»»

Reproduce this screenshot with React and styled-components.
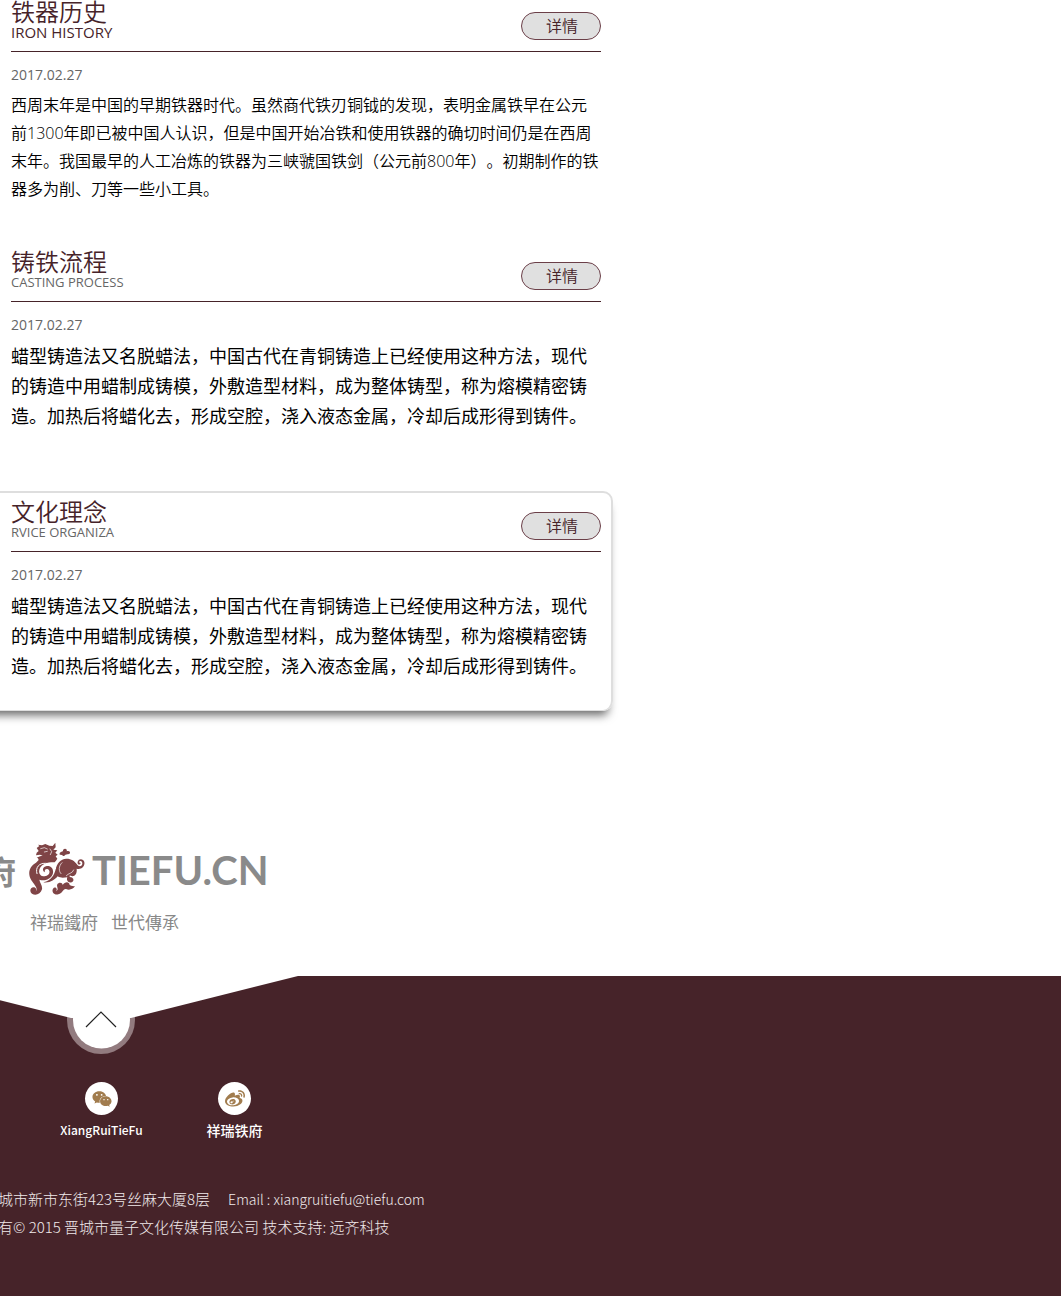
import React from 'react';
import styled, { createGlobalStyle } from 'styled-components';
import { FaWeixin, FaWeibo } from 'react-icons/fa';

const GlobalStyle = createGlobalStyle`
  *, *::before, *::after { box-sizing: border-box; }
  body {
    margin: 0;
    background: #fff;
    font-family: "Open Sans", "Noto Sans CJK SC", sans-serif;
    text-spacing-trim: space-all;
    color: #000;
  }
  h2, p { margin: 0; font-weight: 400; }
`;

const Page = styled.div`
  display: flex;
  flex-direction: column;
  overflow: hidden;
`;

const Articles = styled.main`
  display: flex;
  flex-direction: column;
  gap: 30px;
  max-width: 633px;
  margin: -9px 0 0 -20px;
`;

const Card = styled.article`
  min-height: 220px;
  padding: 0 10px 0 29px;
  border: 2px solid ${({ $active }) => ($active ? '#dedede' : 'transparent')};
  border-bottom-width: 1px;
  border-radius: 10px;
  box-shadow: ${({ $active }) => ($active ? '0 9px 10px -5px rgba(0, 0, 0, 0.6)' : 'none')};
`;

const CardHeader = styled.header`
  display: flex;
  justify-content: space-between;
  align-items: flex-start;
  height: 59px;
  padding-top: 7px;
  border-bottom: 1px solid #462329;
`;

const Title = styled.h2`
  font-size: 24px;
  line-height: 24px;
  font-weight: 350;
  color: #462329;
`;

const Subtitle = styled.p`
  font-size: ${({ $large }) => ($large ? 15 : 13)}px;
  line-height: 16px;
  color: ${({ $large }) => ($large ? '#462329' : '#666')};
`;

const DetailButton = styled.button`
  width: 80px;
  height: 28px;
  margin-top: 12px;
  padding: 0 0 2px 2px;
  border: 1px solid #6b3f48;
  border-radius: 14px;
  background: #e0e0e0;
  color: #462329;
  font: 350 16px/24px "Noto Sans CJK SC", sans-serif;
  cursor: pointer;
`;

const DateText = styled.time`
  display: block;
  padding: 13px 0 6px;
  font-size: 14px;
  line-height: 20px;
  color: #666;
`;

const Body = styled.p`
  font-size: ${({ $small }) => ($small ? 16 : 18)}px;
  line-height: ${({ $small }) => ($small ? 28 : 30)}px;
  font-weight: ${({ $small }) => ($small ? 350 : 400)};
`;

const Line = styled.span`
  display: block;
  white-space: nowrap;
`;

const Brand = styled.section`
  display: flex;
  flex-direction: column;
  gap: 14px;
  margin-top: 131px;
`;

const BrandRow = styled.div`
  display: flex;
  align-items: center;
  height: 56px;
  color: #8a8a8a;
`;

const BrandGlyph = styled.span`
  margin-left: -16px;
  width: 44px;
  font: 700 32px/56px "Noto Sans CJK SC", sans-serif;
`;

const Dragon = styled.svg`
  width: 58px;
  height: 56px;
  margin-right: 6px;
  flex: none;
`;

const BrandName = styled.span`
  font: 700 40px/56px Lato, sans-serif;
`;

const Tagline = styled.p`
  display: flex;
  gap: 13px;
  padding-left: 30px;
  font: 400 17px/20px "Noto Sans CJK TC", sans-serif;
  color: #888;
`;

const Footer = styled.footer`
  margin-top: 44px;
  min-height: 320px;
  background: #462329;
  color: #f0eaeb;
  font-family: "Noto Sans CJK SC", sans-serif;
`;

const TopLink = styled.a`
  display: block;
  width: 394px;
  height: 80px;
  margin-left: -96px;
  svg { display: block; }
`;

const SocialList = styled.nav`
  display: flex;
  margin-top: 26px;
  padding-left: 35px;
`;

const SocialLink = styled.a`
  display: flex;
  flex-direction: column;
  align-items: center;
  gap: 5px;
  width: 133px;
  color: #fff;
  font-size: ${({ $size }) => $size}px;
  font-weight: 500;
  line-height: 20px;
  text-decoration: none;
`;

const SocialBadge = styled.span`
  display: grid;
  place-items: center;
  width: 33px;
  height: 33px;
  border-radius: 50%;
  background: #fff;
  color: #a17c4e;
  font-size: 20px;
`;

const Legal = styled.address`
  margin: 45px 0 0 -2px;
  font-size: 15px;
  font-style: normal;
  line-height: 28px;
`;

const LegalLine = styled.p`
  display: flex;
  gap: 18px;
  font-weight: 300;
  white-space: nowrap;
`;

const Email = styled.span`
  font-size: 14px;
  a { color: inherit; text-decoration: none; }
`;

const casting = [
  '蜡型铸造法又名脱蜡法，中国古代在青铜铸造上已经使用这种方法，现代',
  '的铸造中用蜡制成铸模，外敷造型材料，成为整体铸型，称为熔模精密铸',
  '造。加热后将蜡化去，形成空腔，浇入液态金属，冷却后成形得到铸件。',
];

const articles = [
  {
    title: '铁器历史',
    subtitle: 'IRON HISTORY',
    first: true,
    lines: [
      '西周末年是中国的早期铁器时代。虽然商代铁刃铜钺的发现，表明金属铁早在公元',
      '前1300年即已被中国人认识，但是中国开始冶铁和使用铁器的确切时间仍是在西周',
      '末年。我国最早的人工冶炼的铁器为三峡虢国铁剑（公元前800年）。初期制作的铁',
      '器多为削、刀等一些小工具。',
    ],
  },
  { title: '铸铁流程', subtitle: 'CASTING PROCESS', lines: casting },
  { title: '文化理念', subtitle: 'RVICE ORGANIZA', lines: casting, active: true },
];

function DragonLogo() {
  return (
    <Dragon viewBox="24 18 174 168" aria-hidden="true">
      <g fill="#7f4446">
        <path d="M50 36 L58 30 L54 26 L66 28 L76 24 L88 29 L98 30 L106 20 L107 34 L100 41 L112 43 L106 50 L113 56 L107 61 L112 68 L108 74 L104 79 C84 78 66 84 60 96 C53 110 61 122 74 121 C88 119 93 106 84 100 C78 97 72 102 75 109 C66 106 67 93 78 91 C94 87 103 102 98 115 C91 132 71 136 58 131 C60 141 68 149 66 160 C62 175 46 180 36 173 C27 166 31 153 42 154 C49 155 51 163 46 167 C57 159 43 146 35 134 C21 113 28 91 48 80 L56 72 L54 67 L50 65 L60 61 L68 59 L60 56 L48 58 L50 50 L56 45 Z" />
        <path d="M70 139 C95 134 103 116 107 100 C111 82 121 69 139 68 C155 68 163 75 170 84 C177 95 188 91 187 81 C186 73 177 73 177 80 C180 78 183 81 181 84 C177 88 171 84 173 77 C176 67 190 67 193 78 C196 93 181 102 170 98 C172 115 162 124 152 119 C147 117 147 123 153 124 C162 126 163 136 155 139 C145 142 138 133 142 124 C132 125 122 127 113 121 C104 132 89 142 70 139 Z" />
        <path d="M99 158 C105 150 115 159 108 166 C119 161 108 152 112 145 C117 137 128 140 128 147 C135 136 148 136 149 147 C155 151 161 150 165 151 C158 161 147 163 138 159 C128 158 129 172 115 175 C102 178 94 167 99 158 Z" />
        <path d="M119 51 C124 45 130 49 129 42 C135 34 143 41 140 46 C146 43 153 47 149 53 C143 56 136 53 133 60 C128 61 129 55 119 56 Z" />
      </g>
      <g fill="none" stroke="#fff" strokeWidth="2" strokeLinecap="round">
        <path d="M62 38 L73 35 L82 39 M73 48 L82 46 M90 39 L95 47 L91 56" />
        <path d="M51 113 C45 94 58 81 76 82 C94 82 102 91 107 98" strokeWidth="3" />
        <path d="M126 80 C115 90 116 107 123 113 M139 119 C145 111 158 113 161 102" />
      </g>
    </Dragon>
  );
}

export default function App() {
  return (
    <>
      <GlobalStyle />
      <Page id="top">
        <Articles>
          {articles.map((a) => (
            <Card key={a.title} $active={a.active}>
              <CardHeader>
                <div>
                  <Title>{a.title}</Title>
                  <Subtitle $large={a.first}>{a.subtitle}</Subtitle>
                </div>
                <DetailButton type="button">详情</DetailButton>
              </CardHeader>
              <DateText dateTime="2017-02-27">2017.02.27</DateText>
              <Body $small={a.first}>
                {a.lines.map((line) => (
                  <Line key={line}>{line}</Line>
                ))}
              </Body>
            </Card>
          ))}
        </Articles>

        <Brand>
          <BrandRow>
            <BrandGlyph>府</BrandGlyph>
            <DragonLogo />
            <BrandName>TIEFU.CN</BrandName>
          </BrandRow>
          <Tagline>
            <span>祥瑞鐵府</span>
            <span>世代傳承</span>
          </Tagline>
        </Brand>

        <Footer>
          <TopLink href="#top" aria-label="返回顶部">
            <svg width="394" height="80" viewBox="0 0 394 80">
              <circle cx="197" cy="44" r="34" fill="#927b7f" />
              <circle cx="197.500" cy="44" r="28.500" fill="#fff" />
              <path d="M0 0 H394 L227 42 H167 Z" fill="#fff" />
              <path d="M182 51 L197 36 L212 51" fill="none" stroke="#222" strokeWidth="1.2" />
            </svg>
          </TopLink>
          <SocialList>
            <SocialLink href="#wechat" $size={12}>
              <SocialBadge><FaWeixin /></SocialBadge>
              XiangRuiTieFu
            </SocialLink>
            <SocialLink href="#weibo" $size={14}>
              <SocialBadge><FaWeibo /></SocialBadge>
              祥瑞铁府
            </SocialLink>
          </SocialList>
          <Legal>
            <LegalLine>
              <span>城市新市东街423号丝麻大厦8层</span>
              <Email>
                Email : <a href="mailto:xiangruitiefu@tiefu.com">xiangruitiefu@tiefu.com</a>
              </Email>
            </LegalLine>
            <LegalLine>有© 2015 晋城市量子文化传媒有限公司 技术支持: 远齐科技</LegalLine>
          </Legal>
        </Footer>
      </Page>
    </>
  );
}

««

§ **Written instruction**:
How many lines in the listing above contain the string "components"? Answer with the number only.

§ **Exercise solution**:
2